──────── Source excerpt ────────

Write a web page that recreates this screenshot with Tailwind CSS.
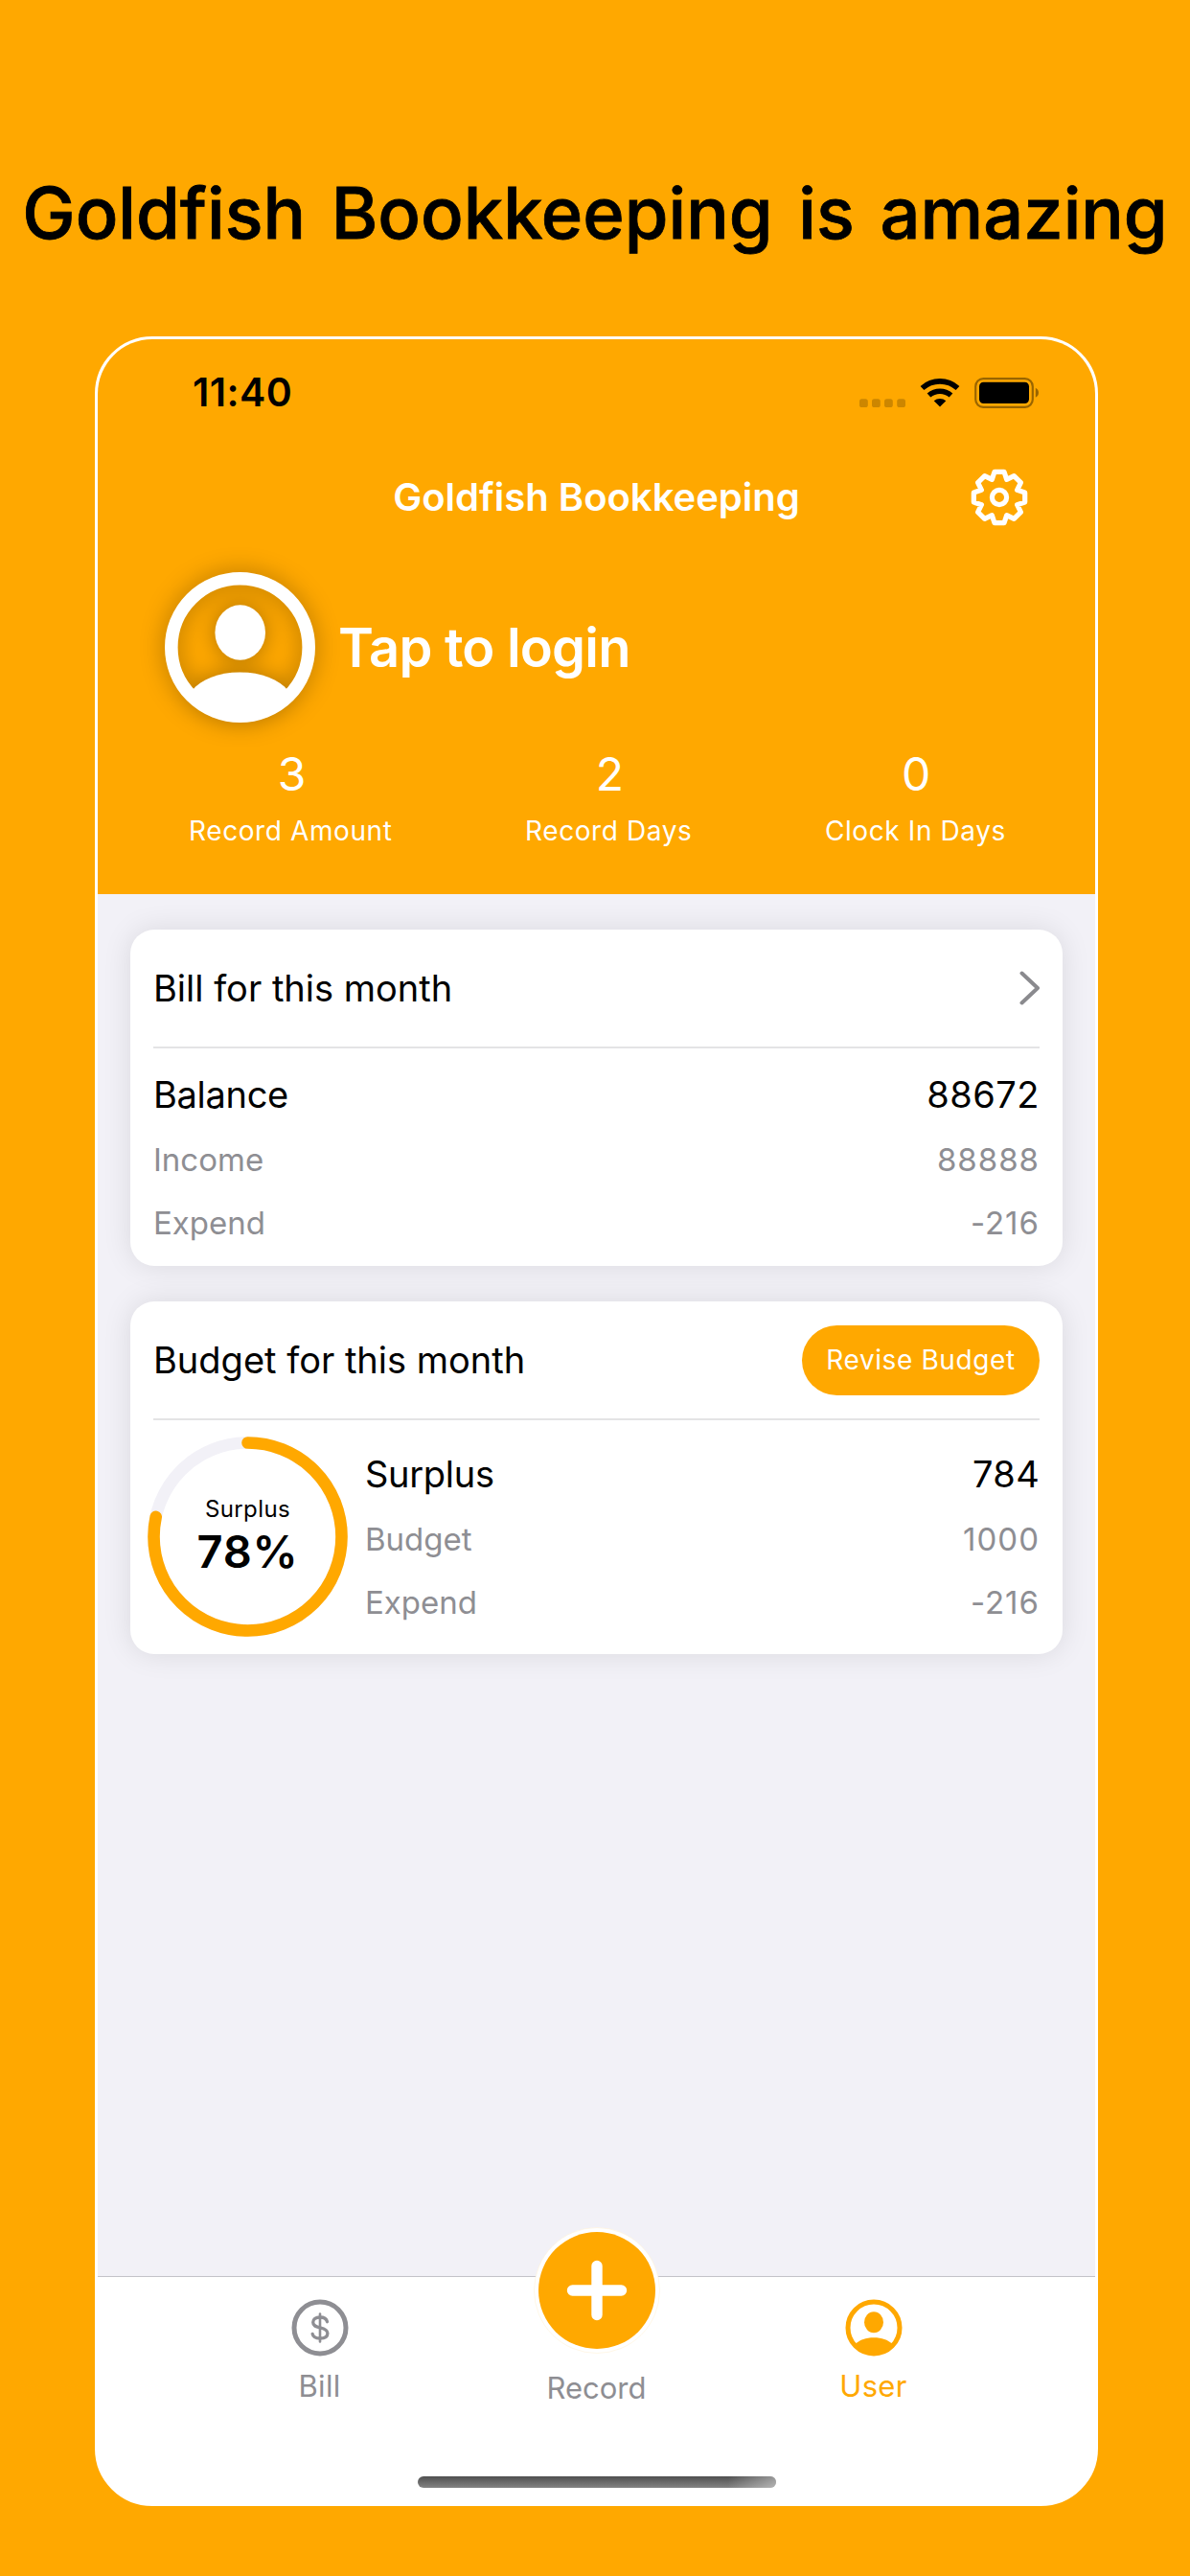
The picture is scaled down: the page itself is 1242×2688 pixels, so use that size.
<!DOCTYPE html>
<html lang="en">
<head>
  <meta charset="UTF-8" />
  <meta name="viewport" content="width=device-width, initial-scale=1" />
  <title>Goldfish Bookkeeping</title>
  <script src="https://cdn.jsdelivr.net/npm/@tailwindcss/browser@4"></script>
  <style>
    body {
      font-family: "Inter", sans-serif;
    }
  </style>
</head>
<body class="bg-[#ffa800]">
  <div class="w-[1242px] h-[2688px] flex flex-col items-center overflow-hidden">
    <h1 class="mt-[172px] h-[100px] leading-[100px] text-[74px] font-medium text-black whitespace-nowrap [word-spacing:7px] [-webkit-text-stroke:0.8px_black]">Goldfish Bookkeeping is amazing</h1>

    <div class="mt-[79px] ml-[3px] w-[1047px] h-[2264px] border-3 border-white rounded-[60px] bg-white overflow-hidden flex flex-col">
      <header class="h-[579px] shrink-0 bg-[#ffa800] text-white">
        <!-- status bar -->
        <div class="h-[112px] flex items-center justify-between pl-[99px] pr-[58px] text-black">
          <span class="text-[41px] font-semibold tracking-[0.4px]">11:40</span>
          <svg width="188" height="32" viewBox="0 0 188 32">
            <g fill="#cc8600">
              <rect x="0" y="22.3" width="8.8" height="8.8" rx="2.6" />
              <rect x="13" y="22.3" width="8.8" height="8.8" rx="2.6" />
              <rect x="26" y="22.3" width="8.8" height="8.8" rx="2.6" />
              <rect x="39.2" y="22.3" width="8.8" height="8.8" rx="2.6" />
            </g>
            <g fill="none" stroke="#000" stroke-width="5.6">
              <path d="M65.5 11 A27.5 27.5 0 0 1 102.5 11" />
              <path d="M72.5 18.500 A17.500 17.500 0 0 1 95.500 18.500" />
            </g>
            <path d="M84 30.600 L77.700 24.300 A9.500 9.500 0 0 1 90.300 24.300 Z" />
            <rect x="121.200" y="1.200" width="59.600" height="29.600" rx="8" fill="none" stroke="#996500" stroke-width="2.200" />
            <rect x="125" y="4.700" width="52" height="22.300" rx="4.500" />
            <path d="M183.800 10.800 Q187 12.500 187 15.800 Q187 19.200 183.800 20.800 Z" fill="#996500" />
          </svg>
        </div>

        <div class="h-[106px] grid grid-cols-[1fr_auto_1fr] items-center pr-[70px] pl-[70px]">
          <span></span>
          <span class="text-[40px] font-semibold">Goldfish Bookkeeping</span>
          <svg class="justify-self-end" width="60" height="60" viewBox="-30 -30 60 60" fill="none" stroke="#fff" stroke-width="5.200" stroke-linejoin="round">
            <path d="M-5 -26.700H5L7.700 -18.600L15.300 -22.400L22.400 -15.300L18.600 -7.700L26.700 -5V5L18.600 7.700L22.400 15.300L15.300 22.400L7.700 18.600L5 26.700H-5L-7.700 18.600L-15.300 22.400L-22.400 15.300L-18.600 7.700L-26.700 5V-5L-18.600 -7.700L-22.400 -15.300L-15.300 -22.400L-7.700 -18.600Z" />
            <circle r="7.600" />
          </svg>
        </div>

        <div class="mt-[25px] pl-[70px] h-[157px] flex items-center">
          <svg class="drop-shadow-[0_0_12px_rgba(0,0,0,0.32)]" width="157" height="157" viewBox="0 0 157 157">
            <circle cx="78.500" cy="78.500" r="71.700" fill="none" stroke="#fff" stroke-width="13.600" />
            <ellipse cx="78.700" cy="63" rx="26.300" ry="28.700" fill="#fff" />
            <path d="M28 124 C38 112 56 104.600 78.500 104.600 C101 104.600 119 112 129 124 C118 142 100 152 78.500 152 C57 152 39 142 28 124Z" fill="#fff" />
          </svg>
          <span class="ml-[24px] text-[56px] font-semibold tracking-[-0.8px]">Tap to login</span>
        </div>

        <div class="mt-[24px] pl-[95px] pr-[93px] flex justify-between text-center text-[28px] tracking-[0.6px]">
          <div>
            <div class="text-[48px] leading-[60px] pl-[3px]">3</div>
            <div class="mt-[9px] leading-[40px]">Record Amount</div>
          </div>
          <div>
            <div class="text-[48px] leading-[60px] pl-[3px]">2</div>
            <div class="mt-[9px] leading-[40px]">Record Days</div>
          </div>
          <div>
            <div class="text-[48px] leading-[60px] pl-[2px]">0</div>
            <div class="mt-[9px] leading-[40px]">Clock In Days</div>
          </div>
        </div>
      </header>

      <main class="h-[1442px] shrink-0 bg-[#f2f1f7] px-[34px] pt-[37px] flex flex-col gap-[37px] text-[38px] text-black">
        <section class="h-[351px] bg-white rounded-[25px] px-[24px] shadow-[0_0_30px_rgba(0,0,0,0.1)]">
          <div class="h-[124px] flex items-center justify-between border-b-2 border-[#e4e4e5]">
            <h2>Bill for this month</h2>
            <svg width="22" height="36" viewBox="0 0 22 36" fill="none" stroke="#8a8a8e" stroke-width="4" stroke-linecap="round" stroke-linejoin="round">
              <path d="M3.500 2.500 L20 18 L3.500 33.500" />
            </svg>
          </div>
          <div class="pt-[14px]">
            <div class="h-[68px] flex items-center justify-between"><span class="tracking-[-0.3px]">Balance</span><span class="tracking-[0.5px]">88672</span></div>
            <div class="h-[70px] flex items-center justify-between text-[33px] text-[#8e8e93]"><span>Income</span><span class="tracking-[1px]">88888</span></div>
            <div class="h-[62px] flex items-center justify-between text-[33px] text-[#8e8e93]"><span>Expend</span><span class="tracking-[1px]">-216</span></div>
          </div>
        </section>

        <section class="h-[368px] bg-white rounded-[25px] px-[24px] shadow-[0_0_30px_rgba(0,0,0,0.1)]">
          <div class="h-[124px] flex items-center justify-between border-b-2 border-[#e4e4e5]">
            <h2>Budget for this month</h2>
            <button class="w-[248px] h-[73px] rounded-full bg-[#ffa800] text-white text-[28px] tracking-[0.6px]">Revise Budget</button>
          </div>
          <div class="flex">
            <div class="-ml-[6px] mt-[17px] size-[209px] grid place-items-center">
              <svg class="col-start-1 row-start-1" width="209" height="209" viewBox="0 0 209 209" fill="none" stroke-width="12.600">
                <circle cx="104.500" cy="104.500" r="98" stroke="#f2f1f7" />
                <circle cx="104.500" cy="104.500" r="98" stroke="#ffa800" stroke-linecap="round" pathLength="100" stroke-dasharray="78.400 100" transform="rotate(-90 104.500 104.500)" />
              </svg>
              <div class="col-start-1 row-start-1 text-center -mt-[3px]">
                <div class="text-[24px] leading-[32px] tracking-[0.4px]">Surplus</div>
                <div class="text-[47px] leading-[55px] font-semibold tracking-[0.8px]">78%</div>
              </div>
            </div>
            <div class="ml-[18px] flex-1 pt-[22px]">
              <div class="h-[68px] flex items-center justify-between"><span class="tracking-[-0.3px]">Surplus</span><span class="tracking-[0.3px]">784</span></div>
              <div class="h-[70px] flex items-center justify-between text-[33px] text-[#8e8e93]"><span>Budget</span><span class="tracking-[1px]">1000</span></div>
              <div class="h-[62px] flex items-center justify-between text-[33px] text-[#8e8e93]"><span>Expend</span><span class="tracking-[1px]">-216</span></div>
            </div>
          </div>
        </section>
      </main>

      <nav class="h-[237px] shrink-0 bg-white border-t border-[#c4c3c9] flex flex-col items-center text-[31px] leading-[40px] text-[#8e8e93]">
        <div class="h-[208px] flex justify-center">
          <a class="w-[289px] flex flex-col items-center pt-[23px]">
            <svg width="60" height="60" viewBox="-30 -30 60 60" fill="none" stroke="#8e8e93" stroke-linecap="round">
              <circle r="27" stroke-width="5" />
              <path d="M7.500 -6.300C6.700 -9.500 4 -11 0 -11C-4.400 -11 -7.300 -9 -7.300 -5.700C-7.300 -2.200 -4.500 -1.200 0 -0.200C4.700 0.900 7.900 2.100 7.900 5.700C7.900 9.200 4.800 11 0 11C-4.200 11 -7.300 9.500 -7.900 6.300" stroke-width="3.300" />
              <path d="M0 -14.500V14.500" stroke-width="2.600" />
            </svg>
            <span class="mt-[11px] tracking-[0.3px]">Bill</span>
          </a>
          <a class="w-[289px] flex flex-col items-center">
            <!-- round add button sits over the bar's top edge -->
            <svg class="-mt-[52px] relative" width="132" height="132" viewBox="-66 -66 132 132">
              <circle r="65.500" fill="#fff" stroke="#fff1d6" stroke-width="0.600" />
              <circle r="61" fill="#ffa800" />
              <path d="M0 -25.500V25.500M-25.500 0H25.500" stroke="#fff" stroke-width="11.400" stroke-linecap="round" />
            </svg>
            <span class="mt-[16px]">Record</span>
          </a>
          <a class="w-[289px] flex flex-col items-center pt-[23px] text-[#ffa800]">
            <svg width="60" height="60" viewBox="-30 -30 60 60">
              <circle r="27" fill="none" stroke="#ffa800" stroke-width="5" />
              <ellipse cy="-5.800" rx="10" ry="11" fill="#ffa800" />
              <path d="M-19 16.500 C-14.500 12.500 -8.500 10.200 0 10.200 C8.500 10.200 14.500 12.500 19 16.500 C15 24 8 28 0 28 C-8 28 -15 24 -19 16.500Z" fill="#ffa800" />
            </svg>
            <span class="mt-[11px] tracking-[0.3px]">User</span>
          </a>
        </div>
        <div class="w-[374px] h-[12px] shrink-0 rounded-full bg-linear-to-b from-[#505050] to-[#838383] overflow-hidden flex justify-end">
          <div class="w-[50px] h-full bg-linear-to-r from-white/0 to-white/40"></div>
        </div>
      </nav>
    </div>
  </div>
</body>
</html>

────────

== Objective ==
Would you reproduce the lines above, from the very first through the line containing "Bookkeeping is amazing</h1>", exactly and without the pictures?

== Output for this exercise ==
Write a web page that recreates this screenshot with Tailwind CSS.
The picture is scaled down: the page itself is 1242×2688 pixels, so use that size.
<!DOCTYPE html>
<html lang="en">
<head>
  <meta charset="UTF-8" />
  <meta name="viewport" content="width=device-width, initial-scale=1" />
  <title>Goldfish Bookkeeping</title>
  <script src="https://cdn.jsdelivr.net/npm/@tailwindcss/browser@4"></script>
  <style>
    body {
      font-family: "Inter", sans-serif;
    }
  </style>
</head>
<body class="bg-[#ffa800]">
  <div class="w-[1242px] h-[2688px] flex flex-col items-center overflow-hidden">
    <h1 class="mt-[172px] h-[100px] leading-[100px] text-[74px] font-medium text-black whitespace-nowrap [word-spacing:7px] [-webkit-text-stroke:0.8px_black]">Goldfish Bookkeeping is amazing</h1>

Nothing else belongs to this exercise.